Allen: The modeling languages aren’t quite there to do that today, either. An IP supplier may have in mind several different ways to configure the power strategy, but a user of the IP can’t come along and arbitrarily impose their own. They don’t have enough information about what the IP actually does. If analog is required to maintain a certain voltage, and a processor designer or IP supplier knows there are three different blocks that could be independently powered, they need to be able to present a menu of the available ways to configure it. Both CPF and UPF are starting to represent that as a list of possible configurations.
Carlson: It’s an orthogonal purpose. You may want timing constraints and power constraints to go hand in hand.
Allen: Right. So what are the possible different ways these things can be configured? The IP suppliers have been requesting this, and they’re driving these IP standards in that direction, but they’re not there yet.

LPD: Is there a minimum amount of battery life customers are asking for?

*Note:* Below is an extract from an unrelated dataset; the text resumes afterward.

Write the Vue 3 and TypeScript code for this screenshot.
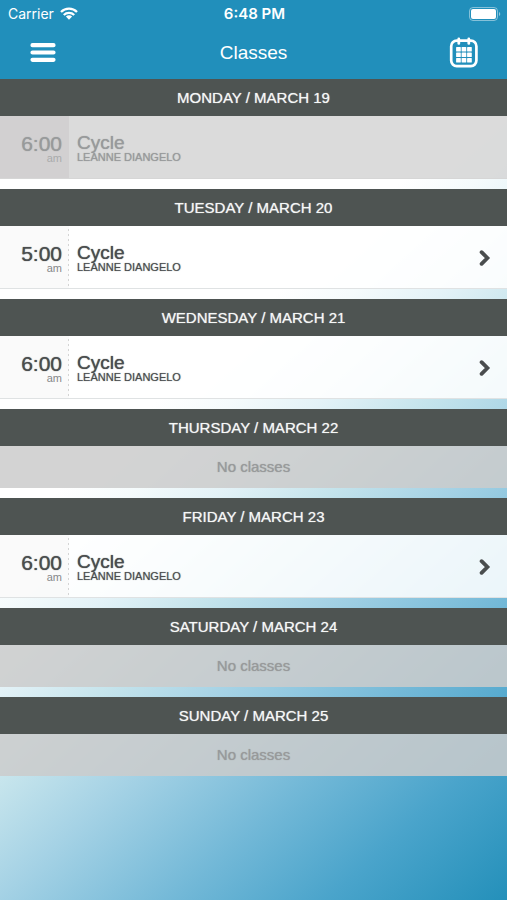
<script setup lang="ts">
interface ClassSlot {
  time: string
  period: string
  name: string
  instructor: string
  past?: boolean
}

interface Day {
  label: string
  classes: ClassSlot[]
}

const slot = (time: string, past = false): ClassSlot => ({
  time,
  period: 'am',
  name: 'Cycle',
  instructor: 'LEANNE DIANGELO',
  past,
})

const days: Day[] = [
  { label: 'MONDAY / MARCH 19', classes: [slot('6:00', true)] },
  { label: 'TUESDAY / MARCH 20', classes: [slot('5:00')] },
  { label: 'WEDNESDAY / MARCH 21', classes: [slot('6:00')] },
  { label: 'THURSDAY / MARCH 22', classes: [] },
  { label: 'FRIDAY / MARCH 23', classes: [slot('6:00')] },
  { label: 'SATURDAY / MARCH 24', classes: [] },
  { label: 'SUNDAY / MARCH 25', classes: [] },
]
</script>

<template>
  <div class="screen">
    <header class="top">
      <div class="status">
        <div class="carrier">
          <span>Carrier</span>
          <svg class="wifi" viewBox="0 0 18 13" width="18" height="13" aria-hidden="true">
            <g fill="none" stroke="#fff" stroke-width="2.3">
              <path d="M1 5A11.3 11.3 0 0 1 17 5" />
              <path d="M3.8 8A7.4 7.4 0 0 1 14.2 8" />
            </g>
            <path d="M5.9 9.6a4.4 4.4 0 0 1 6.2 0L9 12.8z" fill="#fff" />
          </svg>
        </div>
        <span class="clock">6:48 PM</span>
        <div class="power">
          <svg viewBox="0 0 32 14" width="32" height="14" aria-hidden="true">
            <rect x="0.5" y="0.5" width="28" height="13" rx="3.5" fill="none" stroke="#fff" stroke-opacity="0.45" />
            <rect x="2" y="2" width="25" height="10" rx="2" fill="#fff" />
            <path d="M30 5a2.2 2.2 0 0 1 0 4z" fill="#fff" fill-opacity="0.5" />
          </svg>
        </div>
      </div>
      <nav class="bar">
        <button class="icon-button" type="button" aria-label="Menu">
          <svg viewBox="0 0 26 20" width="26" height="20">
            <path d="M2.5 2.2h21M2.5 9.5h21M2.5 16.8h21" stroke="#fff" stroke-width="4.2" stroke-linecap="round" />
          </svg>
        </button>
        <h1 class="title">Classes</h1>
        <button class="icon-button" type="button" aria-label="Calendar">
          <svg viewBox="0 1 30 32" width="30" height="32">
            <rect x="2.2" y="4.7" width="25.2" height="25.4" rx="5.5" fill="none" stroke="#fff" stroke-width="2.7" />
            <path d="M9.8 3v4.4M19.8 3v4.4" stroke="#fff" stroke-width="2.8" stroke-linecap="round" />
            <g fill="#fff">
              <template v-for="row in 3" :key="row">
                <rect
                  v-for="col in 3"
                  :key="col"
                  :x="1.6 + col * 5.5"
                  :y="5.4 + row * 5.5"
                  width="4.7"
                  height="4.7"
                  rx="0.6"
                />
              </template>
            </g>
          </svg>
        </button>
      </nav>
    </header>

    <main class="schedule">
      <section v-for="day in days" :key="day.label" class="day">
        <h2 class="day-label">{{ day.label }}</h2>
        <p v-if="day.classes.length === 0" class="empty">No classes</p>
        <component
          :is="item.past ? 'div' : 'a'"
          v-for="item in day.classes"
          :key="item.time"
          class="slot"
          :class="{ past: item.past }"
          :href="item.past ? undefined : '#'"
        >
          <div class="when">
            <span class="time">{{ item.time }}</span>
            <span class="period">{{ item.period }}</span>
          </div>
          <div class="what">
            <span class="name">{{ item.name }}</span>
            <span class="instructor">{{ item.instructor }}</span>
          </div>
          <svg v-if="!item.past" class="chevron" viewBox="0 0 12 18" width="12" height="18" aria-hidden="true">
            <path d="M2.6 4.2L8.4 10l-5.8 5.8" fill="none" stroke="#4a4d4e" stroke-width="3.8" stroke-linecap="round" />
          </svg>
        </component>
      </section>
    </main>
  </div>
</template>

<style>
body {
  margin: 0;
}
</style>

<style scoped>
.screen {
  min-height: 100vh;
  box-sizing: border-box;
  font-family: "Liberation Sans", Arial, sans-serif;
  color: #4a4d4e;
  background: linear-gradient(
    138deg,
    #fff 40%,
    #f5fbfc 45%,
    #e3f2f7 51%,
    #c5e4ec 58%,
    #a5d2e5 66%,
    #72b8d7 78%,
    #4aa4cb 88%,
    #2490ba 100%
  );
}

.top {
  background: #218fbb;
  color: #fff;
}

.status {
  display: grid;
  grid-template-columns: 1fr auto 1fr;
  align-items: center;
  height: 27px;
  padding: 0 6px 0 8px;
  font-family: Inter, sans-serif;
  font-size: 14px;
  line-height: 27px;
}

.carrier {
  display: flex;
  align-items: center;
  gap: 6px;
}

.clock {
  font-size: 15px;
  font-weight: 600;
}

.power {
  display: flex;
  justify-content: flex-end;
}

.bar {
  display: flex;
  align-items: center;
  justify-content: space-between;
  height: 52px;
  padding: 0 20px;
}

.icon-button {
  display: flex;
  align-items: center;
  justify-content: center;
  width: 46px;
  height: 44px;
  padding: 0;
  border: 0;
  background: none;
}

.title {
  margin: 0;
  font-size: 19px;
  font-weight: 400;
  line-height: 52px;
}

.day + .day {
  margin-top: 10px;
}

.day-label {
  margin: 0;
  background: #4e5452;
  color: #f6f8f7;
  font-size: 15px;
  font-weight: 400;
  line-height: 37px;
  text-align: center;
  text-shadow: 0 0 1px rgba(255, 255, 255, 0.7);
}

.empty {
  margin: 0;
  background: rgba(203, 203, 203, 0.85);
  color: #989a9b;
  font-size: 15px;
  line-height: 42px;
  text-align: center;
  text-shadow: 0 0 1px currentColor;
}

.slot {
  display: flex;
  align-items: center;
  box-sizing: border-box;
  height: 63px;
  padding-right: 16px;
  border-bottom: 1px solid #dfe2e3;
  background: rgba(255, 255, 255, 0.86);
  color: inherit;
  text-decoration: none;
}

.when,
.what {
  display: flex;
  flex-direction: column;
  box-sizing: border-box;
  height: 100%;
  padding-top: 17px;
}

.when {
  align-items: flex-end;
  width: 69px;
  padding-right: 7px;
  background:
    repeating-linear-gradient(transparent 0 3px, #d4d4d4 3px 5px) right / 1px 100% no-repeat,
    rgba(245, 245, 245, 0.5);
}

.what {
  flex: 1;
  padding-left: 8px;
}

.time,
.name {
  line-height: 20px;
  text-shadow: 0 0 1px currentColor;
}

.time {
  padding-top: 1px;
  font-size: 21px;
}

.name {
  font-size: 19px;
}

.period,
.instructor {
  font-size: 11px;
  line-height: 8px;
}

.period {
  color: #85888a;
}

.instructor {
  text-shadow: 0 0 1px rgba(74, 77, 78, 0.7);
}

.past {
  border-bottom-color: #d6d6d6;
  background: rgba(213, 213, 213, 0.86);
  color: #989a9b;
}

.past .when {
  background: #d2d0d1;
}

.past .period {
  color: #a9abac;
}

.past .instructor {
  text-shadow: 0 0 1px currentColor;
}
</style>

Zarr: There are two requests we see. It’s not battery life in particular. They’re looking for other things in handheld devices. One is thermal management, and they’re running out of vehicles to do that. Battery life is part of that. The other one we’re seeing, which is even bigger, is total power dissipation. In infrastructure types of applications, where there’s a lot of processing power, people are hitting the limit of how to get the feed out of the device or the current in. There’s also legislation being pushed for data centers to get power consumption down. They’re running out of simple approaches, so now they’re looking at architectural approaches to say, ‘What can we do to redesign what we’ve done in the past to lower the energy?’ One is frequency scaling or clock gating. What’s interesting is it’s not as much of an issue with the small handhelds as the larger power consumers.
Allen: The middle of the spectrum doesn’t care as much. It’s the low-power and high-power guys who care.
Carlson: What we see, irrespective of where they are on the spectrum, green is competitive. I haven’t talked to anyone doing 65nm or below who doesn’t care about power. Some of that can be mitigated just by going to a low-power process.
Allen: The corollary question is whether anyone would delay their tapeout if they didn’t meet their power budget. A lot of people say, ‘No.’ They’ll delay for timing, but if they had a 2-watt power target or a 10-watt power target and they knew they were going to miss it, they would still tape out.
Carlson: This is an area that really needs improvement, too—the way the specs get done. In timing we have to meet the specification. In power, it’s 50% or more. There’s a printer company that didn’t meet the envelope, so they added in a $1 heat spreader. That’s 50 million units, but when they got the chip back they found out they didn’t need the heat spreader, so they wasted $50 million. It’s overdesign. We used to have this in performance. Now we have it in power.
Subramaniam: People only think about timing and performance as their No. 1 goal. Power is never considered a primary goal in any design. We see the problems more on the high end of the spectrum. At the low end, most of these handles can be turned off, so leakage power is the problem. At the high end, you don’t have too many choices about turning off portions of the chip. In supercomputers, graphics accelerators and telecom chips, performance is the No. 1 criterion. Power is secondary.
Allen: The low-power design guys have been dealing with that. At the high end of the spectrum, they’re just starting to deal with green laws and the cooling problems in data centers.